Hurricane Matthew pounded the Bahamas on Thursday on its way to the United States, after leaving behind a humanitarian crisis in Haiti.
At least 269 people have been killed so far in Haiti, the Dominican Republic and St. Vincent and the Grenadines, officials said, with the death toll expected to rise.
Haiti, still recovering from the catastrophic 2010 earthquake which killed hundreds of thousands, was hit hardest with more than 264 people reported dead as of Thursday evening, local time.
As the death toll rises and crucial infrastructure crumbles, thousands have been displaced.
Mourad Wahba, the UN secretary-general’s deputy special representative for Haiti, described Matthew as the “largest humanitarian event” since the earthquake.
Four people died in the Dominican Republic, the country’s government said. Authorities there did not provide details about how they died.
In St. Vincent and the Grenadines, a teenage boy died in a landslide as he was cleaning a drain behind his house, the National Emergency Management Office said. He died Wednesday after storms from Matthew passed.
Haiti: ‘A total disaster’
Hurricane Matthew made landfall in Haiti on Tuesday but its devastating impact is only now coming to light.
At least 1,580 homes have been flooded in the country, and about 3,215 families have been affected by the severe storm, the country’s Civil Protection Agency said.
More than 300,000 people are in shelters across the country, the United Nations said.
Haitian pastor Louis St. Germain said the storm sheared a wall off his house and tore roofs off many buildings in the area.
“The river has overflowed all around us,” St. Germain said. “It’s terrible … a total disaster.”
Southern Haiti was hit especially hard, where winds of 125 mph (200 kph) destroyed homes, flooded villages and cut off the island from the rest of the country.
National Route 2, which connects Port-au-Prince with Haiti’s southern peninsula, broke apart when the bridge collapsed, the country’s civil protection agency said.
In the wake of the storm, the Electoral Commission postponed the country’s presidential election, which had been scheduled for Sunday. A new date has not been set.
Tim Callaghan, assistance response team leader for the US Agency for International Development in Haiti, told CNN that much of the damage in Haiti’s hardest hit areas — the southwestern cities of Les Cayes and Jeremie — appeared to be structural, and not the result of heavy rainfall.
“The urgent need we’re focusing on right now is food, safe drinking water and … things like plastic sheeting, hygiene kits and so forth,” he said.
“We’re in the most critical phase to support people.”
Dominique Fevry-Gilliand, a spokeswoman for Oxfam Canada, said up to 80% of homes in the most affected areas were destroyed. There was also extensive damage to crops along swaths of southern Haiti.

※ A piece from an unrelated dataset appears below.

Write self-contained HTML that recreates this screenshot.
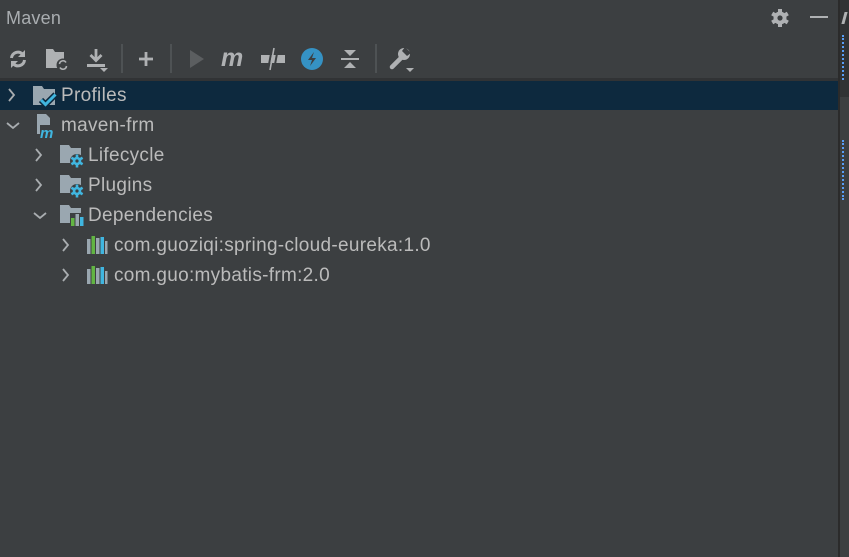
<!DOCTYPE html>
<html><head><style>
body{margin:0;width:849px;height:557px;background:#3c3f41;position:relative;overflow:hidden;font-family:"Liberation Sans",sans-serif;color:#bbbbbb}
.a{position:absolute}
.t{position:absolute;font-size:19px;letter-spacing:0.3px;line-height:30px;white-space:nowrap}
svg{position:absolute;overflow:visible}
</style></head><body>
<div class="t" style="left:6px;top:3px;font-size:18px;letter-spacing:0.2px;color:#a9adb0">Maven</div>
<svg style="left:770px;top:8px" width="20" height="20" viewBox="0 0 20 20"><g fill="#afb1b3"><circle cx="10" cy="10" r="6.5"/><rect x="8" y="1" width="4" height="18"/><rect x="8" y="1" width="4" height="18" transform="rotate(60 10 10)"/><rect x="8" y="1" width="4" height="18" transform="rotate(120 10 10)"/></g><circle cx="10" cy="10" r="2.6" fill="#3c3f41"/></svg>
<div class="a" style="left:810px;top:16px;width:18px;height:2px;background:#afb1b3"></div>
<div class="a" style="left:838px;top:0;width:2px;height:557px;background:#2b2b2b"></div>
<div class="a" style="left:840px;top:0;width:9px;height:97px;background:#313335"></div>
<div class="a" style="left:843px;top:12px;width:3px;height:12px;background:#afb1b3;transform:skewX(-15deg)"></div>
<div class="a" style="left:842px;top:35px;width:2px;height:45px;border-left:2px dotted #589df6"></div>
<div class="a" style="left:842px;top:140px;width:2px;height:60px;border-left:2px dotted #589df6"></div>
<svg style="left:8px;top:49px" width="20" height="20" viewBox="0 0 20 20" fill="none" stroke="#afb1b3" stroke-width="3"><path d="M3.5 9A6.5 6.5 0 0 1 14.5 5"/><path d="M16.5 11A6.5 6.5 0 0 1 5.5 15"/><path d="M17 1v7h-7z" fill="#afb1b3" stroke="none"/><path d="M3 19v-7h7z" fill="#afb1b3" stroke="none"/></svg>
<svg style="left:46px;top:48px" width="26" height="24" viewBox="0 0 26 24"><path d="M0 1h7l2 3h9v16H0z" fill="#afb1b3"/><circle cx="17" cy="17" r="6.5" fill="#3c3f41"/><path d="M13.5 16a3.5 3.5 0 0 1 6.5-1.5M20.5 18a3.5 3.5 0 0 1-6.5 1.5" fill="none" stroke="#afb1b3" stroke-width="1.6"/></svg>
<svg style="left:86px;top:47px" width="24" height="26" viewBox="0 0 24 26"><path d="M10 2v11M4.5 8l5.5 5.5 5.5-5.5" stroke="#afb1b3" stroke-width="2.8" fill="none"/><rect x="1" y="17" width="18" height="3" fill="#afb1b3"/><path d="M14 21h8l-4 4z" fill="#afb1b3"/></svg>
<div class="a" style="left:121px;top:44px;width:2px;height:29px;background:#4e5254"></div>
<svg style="left:137px;top:50px" width="18" height="18" viewBox="0 0 18 18"><path d="M9 2v14M2 9h14" stroke="#afb1b3" stroke-width="2.8"/></svg>
<div class="a" style="left:170px;top:44px;width:2px;height:29px;background:#4e5254"></div>
<svg style="left:188px;top:49px" width="18" height="20" viewBox="0 0 18 20"><path d="M2 1l14 9-14 9z" fill="#5b5e60"/></svg>
<div class="t" style="left:221px;top:43px;font-size:25px;font-weight:bold;font-style:italic;color:#afb1b3;letter-spacing:0">m</div>
<svg style="left:261px;top:48px" width="24" height="22" viewBox="0 0 24 22"><rect x="0" y="7" width="24" height="8" fill="#afb1b3"/><path d="M7 22L11 0M13 22L17 0" stroke="#3c3f41" stroke-width="2"/><path d="M9 22L13 0" stroke="#afb1b3" stroke-width="1.6"/></svg>
<svg style="left:301px;top:48px" width="22" height="22" viewBox="0 0 22 22"><circle cx="11" cy="11" r="11" fill="#3592c4"/><path d="M13 4L7 12h4l-2 6 6-8h-4z" fill="#3c3f41"/></svg>
<svg style="left:340px;top:48px" width="20" height="22" viewBox="0 0 20 22"><path d="M4 2l6 6 6-6zM4 20l6-6 6 6z" fill="#afb1b3"/><rect x="1" y="10" width="18" height="2" fill="#afb1b3"/></svg>
<div class="a" style="left:375px;top:44px;width:2px;height:29px;background:#4e5254"></div>
<svg style="left:389px;top:47px" width="26" height="26" viewBox="0 0 26 26"><path d="M3 20L12 11" stroke="#afb1b3" stroke-width="4.5" stroke-linecap="round"/><circle cx="15" cy="7" r="6" fill="#afb1b3"/><path d="M16 0l6 6-4 3-5-5z" fill="#3c3f41"/><path d="M17 21h8l-4 4z" fill="#afb1b3"/></svg>
<div class="a" style="left:0;top:78px;width:838px;height:3px;background:#313335"></div>
<div class="a" style="left:0;top:81px;width:838px;height:29px;background:#0d293e"></div>
<svg style="left:0;top:0" width="838" height="300" fill="none" stroke="#a9adb0" stroke-width="1.8">
<path d="M9 89l5 6-5 6"/><path d="M7 123l6 5 6-5"/>
<path d="M36 149l5 6-5 6"/><path d="M36 179l5 6-5 6"/><path d="M34 213l6 5 6-5"/>
<path d="M63 239l5 6-5 6"/><path d="M63 269l5 6-5 6"/>
</svg>
<svg style="left:33px;top:85px" width="26" height="24" viewBox="0 0 26 24"><path d="M0 1h9l2 3h11v16H0z" fill="#9aa7b0"/><path d="M8 15l4.5 4.5 10-10" stroke="#0d293e" stroke-width="6" fill="none"/><path d="M8 15l4.5 4.5 10-10" stroke="#40b6e0" stroke-width="3" fill="none"/></svg>
<svg style="left:35px;top:113px" width="22" height="26" viewBox="0 0 22 26"><path d="M2 1h9l4 4v16H2z" fill="#9aa7b0"/><rect x="5" y="12" width="15" height="14" fill="#3c3f41"/><text x="5" y="25" font-family="Liberation Sans" font-size="15" font-weight="bold" font-style="italic" fill="#40b6e0">m</text></svg>
<svg style="left:60px;top:144px" width="26" height="24" viewBox="0 0 26 24"><path d="M0 1h9l2 3h10v15H0z" fill="#9aa7b0"/><circle cx="17" cy="17" r="7" fill="#3c3f41"/><circle cx="17" cy="17" r="4.3" fill="#40b6e0"/><path d="M17 10.5v13M11.4 13.7l11.2 6.6M11.4 20.3l11.2-6.6" stroke="#40b6e0" stroke-width="2.6"/><circle cx="17" cy="17" r="1.6" fill="#3c3f41"/></svg>
<svg style="left:60px;top:174px" width="26" height="24" viewBox="0 0 26 24"><path d="M0 1h9l2 3h10v15H0z" fill="#9aa7b0"/><circle cx="17" cy="17" r="7" fill="#3c3f41"/><circle cx="17" cy="17" r="4.3" fill="#40b6e0"/><path d="M17 10.5v13M11.4 13.7l11.2 6.6M11.4 20.3l11.2-6.6" stroke="#40b6e0" stroke-width="2.6"/><circle cx="17" cy="17" r="1.6" fill="#3c3f41"/></svg>
<svg style="left:60px;top:204px" width="26" height="24" viewBox="0 0 26 24"><path d="M0 1h9l2 3h10v15H0z" fill="#9aa7b0"/><rect x="10" y="9" width="16" height="15" fill="#3c3f41"/><rect x="11" y="14" width="3.5" height="8" fill="#62b543"/><rect x="15.5" y="10" width="3.5" height="12" fill="#9aa7b0"/><rect x="20" y="13" width="3.5" height="9" fill="#40b6e0"/></svg>
<svg style="left:87px;top:235px" width="22" height="21" viewBox="0 0 22 21"><rect x="0" y="4" width="3.5" height="15" fill="#9aa7b0"/><rect x="4.5" y="1" width="3.5" height="18" fill="#62b543"/><rect x="9" y="3" width="3.5" height="16" fill="#9aa7b0"/><rect x="13.5" y="2" width="3.5" height="17" fill="#40b6e0"/><rect x="18" y="6" width="2.5" height="13" fill="#9aa7b0"/></svg>
<svg style="left:87px;top:265px" width="22" height="21" viewBox="0 0 22 21"><rect x="0" y="4" width="3.5" height="15" fill="#9aa7b0"/><rect x="4.5" y="1" width="3.5" height="18" fill="#62b543"/><rect x="9" y="3" width="3.5" height="16" fill="#9aa7b0"/><rect x="13.5" y="2" width="3.5" height="17" fill="#40b6e0"/><rect x="18" y="6" width="2.5" height="13" fill="#9aa7b0"/></svg>
<div class="t" style="left:61px;top:81px">Profiles</div>
<div class="t" style="left:61px;top:111px">maven-frm</div>
<div class="t" style="left:88px;top:141px">Lifecycle</div>
<div class="t" style="left:88px;top:171px">Plugins</div>
<div class="t" style="left:88px;top:201px">Dependencies</div>
<div class="t" style="left:114px;top:231px">com.guoziqi:spring-cloud-eureka:1.0</div>
<div class="t" style="left:114px;top:261px">com.guo:mybatis-frm:2.0</div>
</body></html>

“Most likely, in the next couple of weeks and months, one of the things they will have to deal with in that region is hunger,” she said.
Bahamas: Damage still unknown
The powerful hurricane passed over the Bahamas capital, Nassau, on Thursday afternoon, with casualties and damage mostly unknown.
“One of the main roadways in front of Sandals (resort) has been blocked off by debris and fallen trees,” Nassau resident Denzil Sirra told CNN, adding his house had not been damaged.
“A lot of debris and fallen trees and damaged shrubs. No electricity right now. Still have running water.”
Officials said the hurricane caused flooding in southern and eastern coastal communities and structural damage to a number of resorts in Nassau.
CNN meteorologists said storm surges in the Bahamas reached as high as 15 feet, along with intense rains and damaging winds.
Cuba: Dozens of houses washed away
More than 30 houses were washed away by Hurricane Matthew in Cuba’s northeastern seaside town of Baracoa, the site where Christopher Columbus first landed in the Americas, a resident in the town said.
No fatalities were reported, as the seafront area of the town had been evacuated ahead of Matthew’s arrival.
Elsewhere in the region, hundreds of people lost the roofs on their houses due to the storm, Cuban state media reported.
US braces for impact
Officials in the United States have taken steps to prepare for the storm’s arrival. Governors in four Southern states have declared states of emergency.
“I cannot emphasize enough that everyone in our state must prepare now for a direct hit,” Florida Gov. Rick Scott said. “Having a plan in place could mean the difference between life and death.”